Agricoltura rigenerativa: la vera svolta per il settore?

Ormai si sa: l’interesse per il “rigenerativo” sta esplodendo in Europa. Ricercatori, policy maker e filiere stanno spingendo pratiche orientate alla salute del suolo e alla resilienza climatica. La domanda giusta non è se sia di moda, ma se possa davvero cambiare gli economics delle aziende agricole. Nature fotografa il momento: un’ondata di pratiche per suolo, redditività e adattamento climatico sta arrivando nelle campagne europee.

L’approccio “Rigenerativo” non è un singolo metodo: è un insieme di pratiche (cover crops, rotazioni evolute, minime lavorazioni contestualizzate, integrazione agroforestale, gestione mirata degli input, reintegrazione della sostanza organica) con obiettivi misurabili su suolo, acqua, biodiversità e redditività. La FAO lo definisce come approccio olistico che migliora qualità di acqua e aria, biodiversità, nutrient density e stoccaggio di carbonio, mantenendo la sostenibilità economica dell’azienda.

“Regenerative agriculture describes holistic farming systems that, among other benefits, improve water and air quality, enhance ecosystem biodiversity, produce nutrient-dense food, and store carbon to help mitigate the effects of climate change. These farm systems are designed to work in harmony with nature, while also maintaining and improving economic viability.”FAO 2022

Nel breve periodo, l’adozione può comportare costi di transizione e leggere flessioni di resa; nel medio termine, però, riduce la dipendenza da input esterni, migliora la ritenzione idrica e stabilizza la produttività. Gli investitori iniziano a premiare pratiche rigenerative, ma senza una reale condivisione dei costi la transizione non scala.


Potenziale climatico ed economico

Il comparto agricolo ha un potenziale di mitigazione stimato tra 8 e 14 GtCO₂e/anno al 2030-2050, con la gestione del carbonio nei suoli come uno dei principali driver. Ma l’IPCC avverte: senza monitoraggio e verifiche solide, il rischio è che si vendano promesse vuote.

Anche l’Europa si muove: la nuova PAC introduce gli eco-schemes per pagare pratiche come coperture vegetali e agroforestazione, mentre la Soil Strategy 2030 e la nuova legge sul monitoraggio dei suoli puntano a definire standard comuni.
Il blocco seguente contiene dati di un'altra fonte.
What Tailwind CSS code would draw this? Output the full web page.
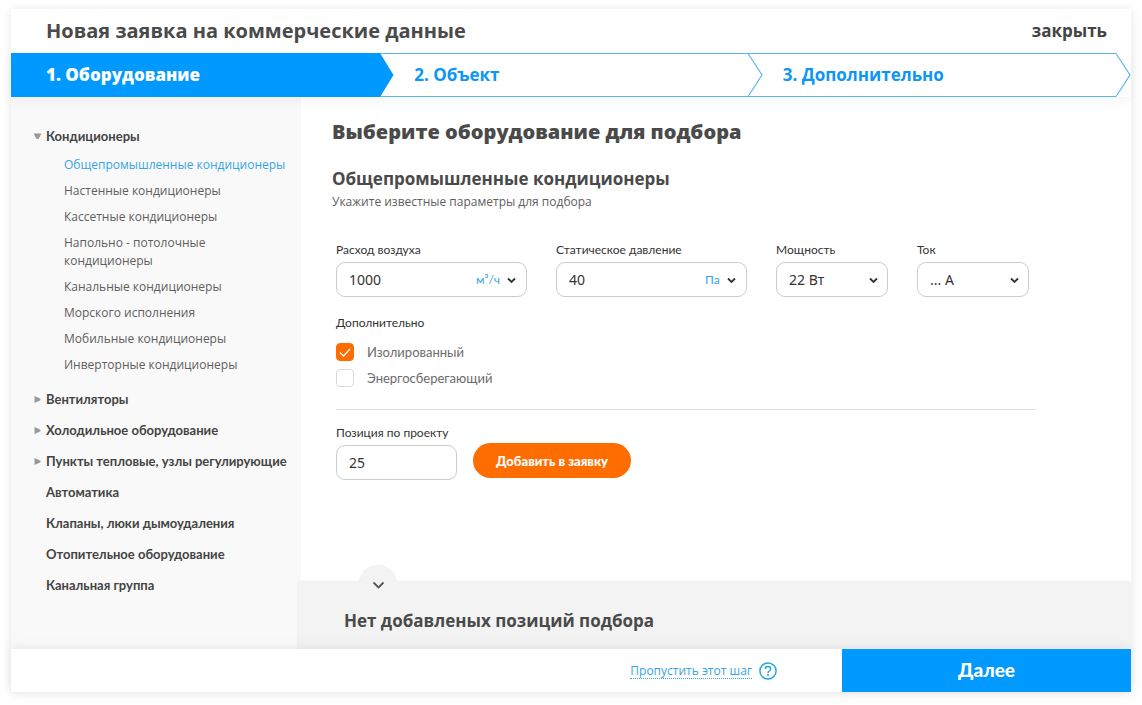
<!DOCTYPE html>
<html lang="ru">
<head>
<meta charset="utf-8">
<meta name="viewport" content="width=device-width, initial-scale=1">
<title>Новая заявка на коммерческие данные</title>
<script src="https://cdn.jsdelivr.net/npm/@tailwindcss/browser@4"></script>
</head>
<body class="flex min-h-screen flex-col bg-white px-[11px] pt-[9px] pb-[13px] font-['Lato','Noto_Sans',sans-serif] text-[#4a4a4a]">
<div class="flex flex-1 flex-col bg-white shadow-[0_1px_10px_rgba(0,0,0,0.10)]">
  <header class="flex h-11 items-center justify-between pr-6 pl-[35px] font-['Open_Sans','Noto_Sans',sans-serif]">
    <h1 class="text-[20px] leading-7 font-bold">Новая заявка на коммерческие данные</h1>
    <button type="button" class="text-[17px] leading-6 font-bold text-[#444]">закрыть</button>
  </header>

  <nav aria-label="Шаги заявки" class="relative z-20 shadow-[0_5px_10px_rgba(0,0,0,0.04)]">
    <ol class="grid h-11 grid-cols-3 pr-[15px] font-['Open_Sans','Noto_Sans',sans-serif] text-[17px] font-bold text-[#0c96f5]">
      <li class="relative flex items-center bg-[#0099ff] pl-[35px] text-white">
        <a href="#equipment" aria-current="step" class="font-extrabold">1. Оборудование</a>
        <svg class="absolute top-0 left-full z-10 h-11 w-[15px]" viewBox="0 0 15 44" aria-hidden="true"><path d="M-1 0H1L14.500 22L1 44H-1Z" fill="#0099ff"/></svg>
      </li>
      <li class="relative flex items-center border-y border-[#5bb7e8] pl-[35px]">
        <a href="#object">2. Объект</a>
        <svg class="absolute -top-px left-full z-10 h-11 w-[15px]" viewBox="0 0 15 44" aria-hidden="true"><path d="M0 .5L14 22L0 43.500" fill="none" stroke="#5bb7e8" stroke-width="1.200"/></svg>
      </li>
      <li class="relative flex items-center border-y border-[#5bb7e8] pl-[35px]">
        <a href="#extra">3. Дополнительно</a>
        <svg class="absolute -top-px left-full z-10 h-11 w-[15px]" viewBox="0 0 15 44" aria-hidden="true"><path d="M0 .5L14 22L0 43.500" fill="none" stroke="#5bb7e8" stroke-width="1.200"/></svg>
      </li>
    </ol>
  </nav>

  <div class="flex flex-1 overflow-hidden">
    <aside class="w-[290px] shrink-0 bg-[#f9f9f9] pt-[30px] pr-4 pl-[35px]">
      <ul class="flex flex-col gap-[13px] text-[13px] leading-[18px] font-bold text-[#444]">
        <li>
          <a href="#ac" class="relative block">
            <svg class="absolute top-[6px] -left-[13px] h-[7px] w-[9px]" viewBox="0 0 9 7" aria-hidden="true"><path d="M.5 .5H8.500L5.500 6H3.500Z" fill="#9a9a9a"/></svg>Кондиционеры</a>
          <ul class="mt-[11px] mb-[3px] flex flex-col gap-2 pl-[18px] font-['Open_Sans','Noto_Sans',sans-serif] text-[12px] font-normal text-[#5e5e5e]">
            <li><a href="#ac-1" class="whitespace-nowrap text-[#35a5e5]">Общепромышленные кондиционеры</a></li>
            <li><a href="#ac-2">Настенные кондиционеры</a></li>
            <li><a href="#ac-3">Кассетные кондиционеры</a></li>
            <li><a href="#ac-4">Напольно - потолочные<br>кондиционеры</a></li>
            <li><a href="#ac-5">Канальные кондиционеры</a></li>
            <li><a href="#ac-6">Морского исполнения</a></li>
            <li><a href="#ac-7">Мобильные кондиционеры</a></li>
            <li><a href="#ac-8">Инверторные кондиционеры</a></li>
          </ul>
        </li>
        <li><a href="#fans" class="relative block"><svg class="absolute top-[6px] -left-3 h-[7px] w-[7px]" viewBox="0 0 7 7" aria-hidden="true"><path d="M.5 0L6.500 2.700V4.300L.5 7Z" fill="#9a9a9a"/></svg>Вентиляторы</a></li>
        <li><a href="#cold" class="relative block"><svg class="absolute top-[6px] -left-3 h-[7px] w-[7px]" viewBox="0 0 7 7" aria-hidden="true"><path d="M.5 0L6.500 2.700V4.300L.5 7Z" fill="#9a9a9a"/></svg>Холодильное оборудование</a></li>
        <li><a href="#heat" class="relative block whitespace-nowrap"><svg class="absolute top-[6px] -left-3 h-[7px] w-[7px]" viewBox="0 0 7 7" aria-hidden="true"><path d="M.5 0L6.500 2.700V4.300L.5 7Z" fill="#9a9a9a"/></svg>Пункты тепловые, узлы регулирующие</a></li>
        <li><a href="#auto">Автоматика</a></li>
        <li><a href="#valves">Клапаны, люки дымоудаления</a></li>
        <li><a href="#heating">Отопительное оборудование</a></li>
        <li><a href="#duct">Канальная группа</a></li>
      </ul>
    </aside>

    <main class="flex min-w-0 flex-1 flex-col">
      <form id="pick" class="flex-1 pt-5 pr-[95px] pb-10 pl-[31px] text-[12px] leading-[18px] text-[#333]">
        <h2 class="font-['Open_Sans','Noto_Sans',sans-serif] text-[20px] leading-[30px] font-extrabold text-[#4a4a4a]">Выберите оборудование для подбора</h2>
        <h3 class="mt-5 font-['Open_Sans','Noto_Sans',sans-serif] text-[17px] leading-6 font-bold text-[#4a4a4a]">Общепромышленные кондиционеры</h3>
        <p class="mt-[2px] font-['Open_Sans','Noto_Sans',sans-serif] text-[#5e5e5e]">Укажите известные параметры для подбора</p>

        <div class="ml-1">
          <div class="mt-[30px] flex flex-wrap gap-[29px]">
            <div class="w-[191px]">
              <label for="flow">Расход воздуха</label>
              <div class="mt-[3px] flex h-[35px] items-center rounded-[9px] border border-[#ccc] px-3">
                <input id="flow" type="text" value="1000" class="min-w-0 flex-1 font-['Noto_Sans',sans-serif] text-[14px] outline-none">
                <div class="relative">
                  <select aria-label="Единица расхода воздуха" class="block appearance-none pr-[14px] text-[12px] text-[#35a5e5] outline-none"><option>м³/ч</option></select>
                  <svg class="pointer-events-none absolute top-1/2 right-0 -mt-[3px] mr-[-3px] h-[7px] w-[11px]" viewBox="0 0 11 7" aria-hidden="true"><path d="M2 1.500L5.500 5L9 1.500" fill="none" stroke="#333" stroke-width="1.800"/></svg>
                </div>
              </div>
            </div>
            <div class="w-[191px]">
              <label for="pressure">Статическое давление</label>
              <div class="mt-[3px] flex h-[35px] items-center rounded-[9px] border border-[#ccc] px-3">
                <input id="pressure" type="text" value="40" class="min-w-0 flex-1 font-['Noto_Sans',sans-serif] text-[14px] outline-none">
                <div class="relative">
                  <select aria-label="Единица давления" class="block appearance-none pr-[14px] text-[12px] text-[#35a5e5] outline-none"><option>Па</option></select>
                  <svg class="pointer-events-none absolute top-1/2 right-0 -mt-[3px] mr-[-3px] h-[7px] w-[11px]" viewBox="0 0 11 7" aria-hidden="true"><path d="M2 1.500L5.500 5L9 1.500" fill="none" stroke="#333" stroke-width="1.800"/></svg>
                </div>
              </div>
            </div>
            <div class="w-28">
              <label for="power">Мощность</label>
              <div class="relative mt-[3px]">
                <select id="power" class="h-[35px] w-full appearance-none rounded-[9px] border border-[#ccc] px-3 font-['Noto_Sans',sans-serif] text-[14px] outline-none"><option>22 Вт</option></select>
                <svg class="pointer-events-none absolute top-[15px] right-[9px] h-[7px] w-[11px]" viewBox="0 0 11 7" aria-hidden="true"><path d="M2 1.500L5.500 5L9 1.500" fill="none" stroke="#333" stroke-width="1.800"/></svg>
              </div>
            </div>
            <div class="w-28">
              <label for="current">Ток</label>
              <div class="relative mt-[3px]">
                <select id="current" class="h-[35px] w-full appearance-none rounded-[9px] border border-[#ccc] px-3 font-['Noto_Sans',sans-serif] text-[14px] outline-none"><option>... А</option></select>
                <svg class="pointer-events-none absolute top-[15px] right-[9px] h-[7px] w-[11px]" viewBox="0 0 11 7" aria-hidden="true"><path d="M2 1.500L5.500 5L9 1.500" fill="none" stroke="#333" stroke-width="1.800"/></svg>
              </div>
            </div>
          </div>

          <fieldset class="mt-[17px] flex flex-col">
            <legend>Дополнительно</legend>
            <label class="mt-[11px] flex items-center gap-[13px] self-start text-[13px] text-[#6b6b6b]">
              <span class="relative size-[18px]">
                <input type="checkbox" checked class="peer block size-[18px] appearance-none rounded-[4px] border border-[#d8d8d8] bg-white checked:border-[#ff6d00] checked:bg-[#ff6d00]">
                <svg class="pointer-events-none absolute inset-0 hidden size-[18px] peer-checked:block" viewBox="0 0 18 18" aria-hidden="true"><path d="M4 9.500L7.500 13L14 6" fill="none" stroke="#fff" stroke-width="1.300"/></svg>
              </span>
              Изолированный
            </label>
            <label class="mt-2 flex items-center gap-[13px] self-start text-[13px] text-[#6b6b6b]">
              <span class="relative size-[18px]">
                <input type="checkbox" class="peer block size-[18px] appearance-none rounded-[4px] border border-[#d8d8d8] bg-white checked:border-[#ff6d00] checked:bg-[#ff6d00]">
                <svg class="pointer-events-none absolute inset-0 hidden size-[18px] peer-checked:block" viewBox="0 0 18 18" aria-hidden="true"><path d="M4 9.500L7.500 13L14 6" fill="none" stroke="#fff" stroke-width="1.300"/></svg>
              </span>
              Энергосберегающий
            </label>
          </fieldset>

          <hr class="mt-[22px] border-[#e2e2e2]">

          <div class="mt-[14px] flex items-end gap-4">
            <div class="w-[121px]">
              <label for="position" class="whitespace-nowrap">Позиция по проекту</label>
              <input id="position" type="text" value="25" class="mt-[3px] block h-[35px] w-full rounded-[9px] border border-[#ccc] px-3 font-['Noto_Sans',sans-serif] text-[14px] outline-none">
            </div>
            <button type="submit" class="mb-[2px] h-[35px] w-[158px] rounded-full bg-[#ff6d00] text-[13px] font-black text-white">Добавить в заявку</button>
          </div>
        </div>
      </form>

      <section class="relative z-10 -ml-[2px] bg-[#f3f3f3] pt-[25px] pb-[14px] pl-[45px] shadow-[0_0_3px_rgba(0,0,0,0.12)]">
        <button type="button" aria-label="Свернуть список позиций" class="absolute -top-4 left-[61px] h-9 w-9 rounded-full bg-[#f3f3f3] shadow-[0_0_3px_rgba(0,0,0,0.12)] [clip-path:inset(-4px_-4px_20px_-4px)]"></button>
        <svg class="pointer-events-none absolute -top-[2px] left-[73px] h-[10px] w-[13px]" viewBox="0 0 13 10" aria-hidden="true"><path d="M1.500 2.500L6.500 7.500L11.500 2.500" fill="none" stroke="#555" stroke-width="1.800"/></svg>
        <h2 class="font-['Open_Sans','Noto_Sans',sans-serif] text-[17px] leading-7 font-bold">Нет добавленых позиций подбора</h2>
      </section>
    </main>
  </div>

  <footer class="relative z-20 flex h-[43px] items-stretch bg-white shadow-[0_-3px_10px_rgba(0,0,0,0.06)]">
    <div class="flex flex-1 items-center justify-end gap-[7px] pr-[65px]">
      <a href="#skip" class="border-b border-dotted border-[#35a5e5] font-['Open_Sans','Noto_Sans',sans-serif] text-[12px] leading-[15px] text-[#35a5e5]">Пропустить этот шаг</a>
      <button type="button" aria-label="Справка">
        <svg class="block size-[18px]" viewBox="0 0 18 18" aria-hidden="true"><circle cx="9" cy="9" r="8.100" fill="none" stroke="#25a5e2" stroke-width="1.500"/><path d="M6.300 7C6.300 3.500 11.700 3.500 11.700 7C11.700 9 9 9 9 11" fill="none" stroke="#25a5e2" stroke-width="1.500"/><circle cx="9" cy="13.100" r="1" fill="#25a5e2"/></svg>
      </button>
    </div>
    <button type="submit" form="pick" class="w-[289px] bg-[#0099ff] text-[19px] font-black text-white">Далее</button>
  </footer>
</div>
</body>
</html>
Sono strumenti fondamentali per dare basi concrete al rigenerativo, anche se restano gap tra incentivi PAC e obiettivi climatici.


Evidenze e casi italiani

Le meta-analisi confermano i benefici su carbonio organico e resilienza quando le pratiche vengono adottate come sistema e non come tattiche isolate. L’integrazione colture-zootecnia, ad esempio, può aumentare carbonio nel suolo e biodiversità, ma da sola non basta a compensare il metano: serve una gestione complessiva.

In Italia si stanno muovendo reti multi-attore, specie in Veneto e Friuli, che collegano agricoltori, industria, ONG e brand per garantire materie prime coltivate con standard rigenerativi. È questa la strada per rendere credibile il cambiamento: domanda contrattualizzata, supporto tecnico e premi di prezzo.


Da slogan a modello concreto

Il rischio più grande è che il termine “rigenerativo” diventi marketing: servono criteri chiari, misurazioni trasparenti e incentivi legati ai risultati. Non basta pagare la pratica: bisogna pagare la performance, con indicatori su suolo, acqua e biodiversità.

Se ben progettata, l’agricoltura rigenerativa non è solo un miglioramento ambientale, ma un’innovazione di modello: sposta valore dal volume di input alla salute dell’ecosistema aziendale, riduce i rischi climatici e apre a nuove forme di redditività. È una leva concreta per rimettere in equilibrio redditività, resilienza e risorse del settore.